By 1620 Middleton owed Smith some £4,000, possibly arising from his involvement in the financial affairs of the spendthrift Thomas Shelley*, whose sister had married Middleton’s eldest son in 1610.22 By this date Middleton had taken over much of the Shelley property near Bramber, and exercised the interest it brought him in that borough in favour of his son-in-law Walter Barttelot* in 1625 and 1626 and his own trustee (Sir) Sackville Crowe* in 1628.23 In early 1626 he was temporarily removed from the commission of the peace, but was nevertheless re-elected to Parliament. He was only mentioned once in the surviving parliamentary records, when he was appointed on 15 Feb. to the committee to consider a bill against scandalous ministers.24

In 1627 Middleton was forced to seek Crown protection from the creditors he had acquired ‘by suretyship for Mr.
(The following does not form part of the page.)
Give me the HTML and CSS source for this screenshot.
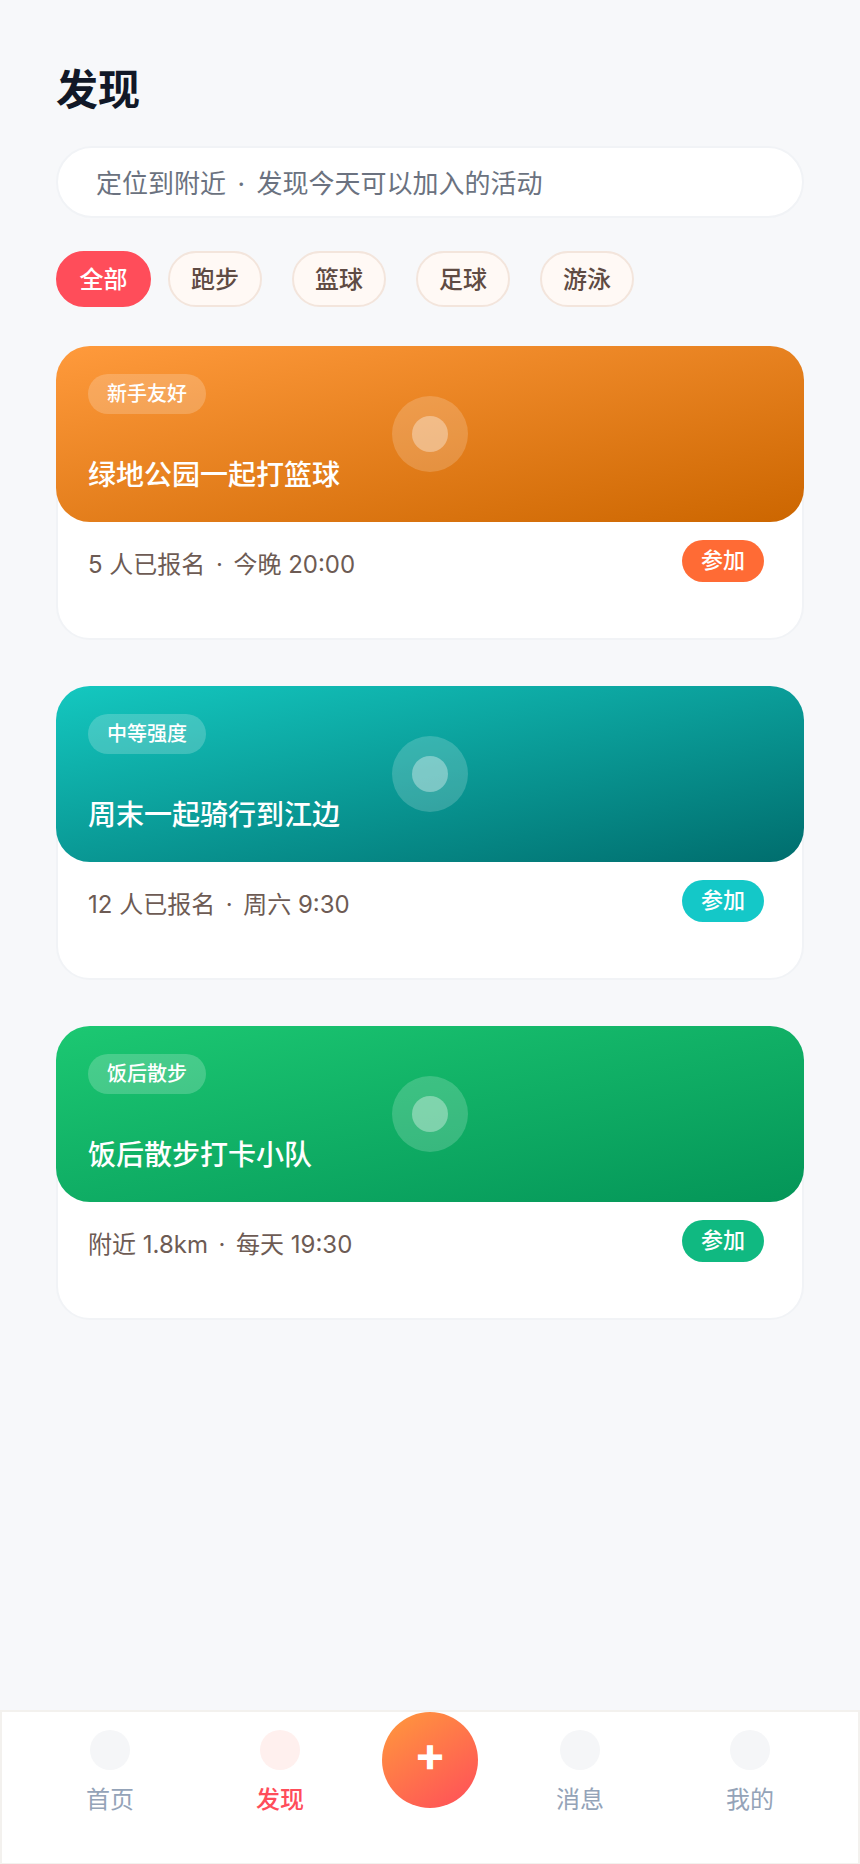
FILE: index.html
```html
<!DOCTYPE html>
<html lang="zh">
<head>
  <meta charset="UTF-8">
  <meta name="viewport" content="width=device-width, initial-scale=1.0">
  <title>发现</title>
  <link rel="stylesheet" href="styles.css">
</head>
<body>
  <main class="page">
    <h1 class="title">发现</h1>
    <div class="search">定位到附近 <span class="sep">·</span> 发现今天可以加入的活动</div>

    <div class="chips">
      <span class="chip active">全部</span>
      <span class="chip">跑步</span>
      <span class="chip">篮球</span>
      <span class="chip">足球</span>
      <span class="chip">游泳</span>
    </div>

    <section class="card">
      <div class="hero orange">
        <span class="tag">新手友好</span>
        <span class="dot"><i></i></span>
        <h2 class="card-title">绿地公园一起打篮球</h2>
      </div>
      <div class="card-body">
        <span class="meta">5 人已报名 <span class="sep">·</span> 今晚 20:00</span>
        <button class="join join-orange">参加</button>
      </div>
    </section>

    <section class="card">
      <div class="hero teal">
        <span class="tag">中等强度</span>
        <span class="dot"><i></i></span>
        <h2 class="card-title">周末一起骑行到江边</h2>
      </div>
      <div class="card-body">
        <span class="meta">12 人已报名 <span class="sep">·</span> 周六 9:30</span>
        <button class="join join-teal">参加</button>
      </div>
    </section>

    <section class="card">
      <div class="hero green">
        <span class="tag">饭后散步</span>
        <span class="dot"><i></i></span>
        <h2 class="card-title">饭后散步打卡小队</h2>
      </div>
      <div class="card-body">
        <span class="meta">附近 1.8km <span class="sep">·</span> 每天 19:30</span>
        <button class="join join-green">参加</button>
      </div>
    </section>
  </main>

  <nav class="tabbar">
    <a class="tab"><span class="tab-icon"></span>首页</a>
    <a class="tab current"><span class="tab-icon"></span>发现</a>
    <div class="fab-slot"><button class="fab">+</button></div>
    <a class="tab"><span class="tab-icon"></span>消息</a>
    <a class="tab"><span class="tab-icon"></span>我的</a>
  </nav>
</body>
</html>
```

FILE: styles.css
```css
* { box-sizing: border-box; }
html, body { height: 100%; }
body { margin: 0; background: #f7f8fa; font-family: Inter, "Noto Sans CJK SC", sans-serif; display: flex; flex-direction: column; min-height: 1864px; }

.page { flex: 1; padding: 60px 56px 0; }
.title { margin: 0; font-size: 42px; line-height: 60px; font-weight: 700; color: #111827; }

.search { margin-top: 26px; height: 72px; line-height: 72px; padding-left: 38px; background: #fff; border: 2px solid #f1f3f6; border-radius: 36px; font-size: 26px; color: #6b7280; }
.sep { margin: 0 .16em; }

.chips { display: flex; margin-top: 33px; }
.chip { width: 94px; height: 56px; line-height: 54px; margin-right: 30px; text-align: center; font-size: 24px; font-weight: 500; color: #5f4b43; background: #fff9f5; border: 2px solid #f3e5dc; border-radius: 28px; }
.chip.active { width: 95px; margin-right: 17px; color: #fff; background: #ff4d5a; border-color: #ff4d5a; }

.card { position: relative; height: 294px; margin-top: 39px; background: #fff; border: 2px solid #f1f3f6; border-radius: 34px; }
.card + .card { margin-top: 46px; }

.hero { position: relative; height: 176px; margin: -2px -2px 0; padding: 28px 32px 0; border-radius: 34px; display: flex; flex-direction: column; align-items: flex-start; color: #fff; }
.orange { background: linear-gradient(168deg, #ff9a3c, #cc6600); }
.teal { background: linear-gradient(168deg, #14c8c0, #006d6d); }
.green { background: linear-gradient(168deg, #1cc872, #049558); }

.tag { width: 118px; height: 40px; line-height: 40px; text-align: center; font-size: 20px; font-weight: 500; background: rgba(255, 255, 255, .2); border-radius: 20px; }
.card-title { margin: 39px 0 0; font-size: 28px; line-height: 44px; font-weight: 500; }

.dot { position: absolute; left: 336px; top: 50px; width: 76px; height: 76px; display: flex; align-items: center; justify-content: center; background: rgba(255, 255, 255, .18); border-radius: 50%; }
.dot i { width: 36px; height: 36px; background: rgba(255, 255, 255, .35); border-radius: 50%; }

.card-body { display: flex; justify-content: space-between; align-items: flex-start; padding: 18px 38px 0 30px; }
.meta { margin-top: 6px; font-size: 24px; line-height: 38px; color: #6d5b54; }
.join { width: 82px; height: 42px; padding: 0 0 6px; border: 0; border-radius: 21px; color: #fff; font-family: inherit; font-size: 22px; font-weight: 500; }
.join-orange { background: #ff6b35; }
.join-teal { background: #14c8c8; }
.join-green { background: #10b981; }

.tabbar { height: 154px; display: flex; justify-content: center; background: #fff; border: 2px solid #f3f1ee; border-bottom-width: 1px; }
.tab { flex: 0 0 170px; padding-top: 18px; display: flex; flex-direction: column; align-items: center; font-size: 24px; line-height: 34px; color: #94a3b8; }
.tab-icon { width: 40px; height: 40px; margin-bottom: 13px; background: #f5f6f8; border-radius: 50%; }
.tab.current { color: #ff4d5a; font-weight: 500; }
.tab.current .tab-icon { background: #fff0ee; }
.fab-slot { flex: 0 0 130px; display: flex; justify-content: center; }
.fab { display: block; width: 96px; height: 96px; padding: 0 0 12px; border: 0; border-radius: 50%; color: #fff; font-family: inherit; font-size: 48px; line-height: 1; font-weight: 700; background: linear-gradient(145deg, #ff9a3c, #ff4d5a); }
```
Shelley’, assuring the Privy Council that he could, given time, pay off all debts, ‘and yet leave a moderate fortune for himself and his children’.25 He was returned for the last time to the third Caroline Parliament, but left no mark on its records. He continued to receive royal protection while taking to steps to liquidate his liabilities: early in 1630 he sold a moiety of Worth manor to Smith’s charitable foundation, and later in the year claimed, when asking for a third renewal of his protection, that he had paid over £11,000, ‘to the full satisfaction almost of all his creditors’.26 He died in July 1636, and was buried at Horsham on 10 August. No will or grant of administration has been found. His eldest son Thomas was returned for Horsham at both elections in 1640, gave lukewarm support to Parliament in the Civil War, and was re-elected in 1660.27

Ref Volumes: 1604-1629

Author: Alan Davidson

Notes

  • 1. PROB 11/109, f. 398v.
  • 2. Suss. Gens.: Horsham Cent. comp. J. Comber, 274-7; C.E.D. Davidson-Houston, ‘Suss. monumental brasses’, Suss. Arch. Colls. lxxx. 105; Notes of Post Mortem Inquisitions taken in Suss. ed. E.W.T. Attree (Suss. Rec. Soc. xiv), 160.
  • 3. C219/35/2/83.
  • 4. C181/1, f. 81v; 181/4, f. 74.
  • 5. List of Escheators comp. A.C. Wood (L. and I. Soc. lxxii), 166.
  • 6. Harl. 703, f. 136.
  • 7. Cal. Assize Recs. Suss. Indictments, Jas. I ed. J.S. Cockburn, 25; Arundel, Letters, Peers to Spiller, 16 Jan. 1626; C231/4, f. 198; C193/13/2, f. 67v.
  • 8. List of Sheriffs comp. A. Hughes (PRO, L. and I. ix), 138.
  • 9. APC, 1619-21, p. 203.
  • 10. SP14/122/89; C212/22/21, 23.
  • 11. APC, 1626, p. 221.
  • 12. T. Rymer, Foedera, viii. pt. 2, p. 144; C193/12/2, f. 59v.
  • 13. E178/7154, f. 197; 178/5678, f. 4.
  • 14. E. Straker, Wealden Iron, 422, 441; J.J. Goring, ‘Wealden ironmasters in the age of Elizabeth’, Wealth and Power in Tudor Eng. ed. E.W. Ives, R.J. Knecht and J.J. Scarisbrick, 217, 222.
  • 15. Wiston Archives ed. J.M.L. Booker, i. 90; VCH Suss. vi. pt. 2, p. 163; ‘Horsham Churchwardens’ Acct. Bk.’ ed. R.G. Rice, Suss. N and Q, i. 106; Cal. Assize Recs. Suss. Indictments, Jas. I, 47.
  • 16. Procs. 1614 (Commons), 202.
  • 17. CJ, i. 556b, 572b, 621b.
  • 18. ‘Nicholas 1624’, f. 28.
  • 19. Procs. 1625, p. 358; Straker, 458.
  • 20. Procs. 1625, pp. 257, 349.
  • 21. PROB 11/109, f. 112; C.P. Gwilt, Notices Relating to Thomas Smith of Campden, and to Henry Smith Sometime Alderman of London, 24.
  • 22. Gwilt, app. p. iv; Suss. Gens.: Horsham Centre, 273; C.F. Trower, ‘Findon’, Suss. Arch. Colls. xxviii. 199; C2/Jas.I/S2/38.
  • 23. C2/Jas.I/M13/45; VCH Suss. vi. pt. 1, p. 26; C.F. Trower, ‘Findon’, Suss. Arch. Colls. xxvii. 17; Add. 39386, f. 155.
  • 24. Procs. 1626, ii. 44.
  • 25. APC, 1627, p. 340.
  • 26. APC, 1627-8, p. 512; 1629-30, p. 27; 1630-1, p. 169; CSP Dom. 1628-9, pp. 182, 592; E. Turner, ‘Mem. of Henry Smith esq.’, Suss. Arch. Colls. xxii. 42.
  • 27. Add. 5698, f. 206; M.F. Keeler, Long Parl. 273-4.